Patchwork Fix memory exhaustion during cunrolli

login
register
mail settings
Submitter Eric Botcazou
Date Sept. 17, 2012, 10:52 a.m.
Message ID <2250451.AMjsrQ0SXf@polaris>
Download mbox | patch
Permalink /patch/184378/
State New
Headers show

Comments

Eric Botcazou - Sept. 17, 2012, 10:52 a.m.
> Yes - now cfg_cleanup does that (and it really shouldn't be its job).  That
> was the improvement I talked about - reducing the number of BBs a lot.

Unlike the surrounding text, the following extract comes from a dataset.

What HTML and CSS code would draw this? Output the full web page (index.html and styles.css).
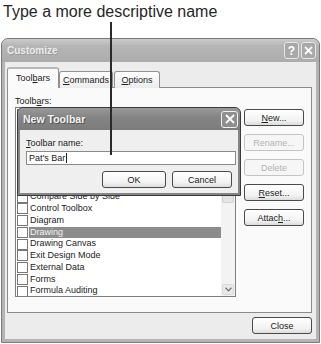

OK, I removed the code and compiled the testcase of PR 43186 with --param max-
completely-peel-loop-nest-depth=32 and got back the explosion.  Compilation is 
instantaneous again with my patch.

> Ah, indeed ;)  Or just push struct loop of changed loops onto a stack.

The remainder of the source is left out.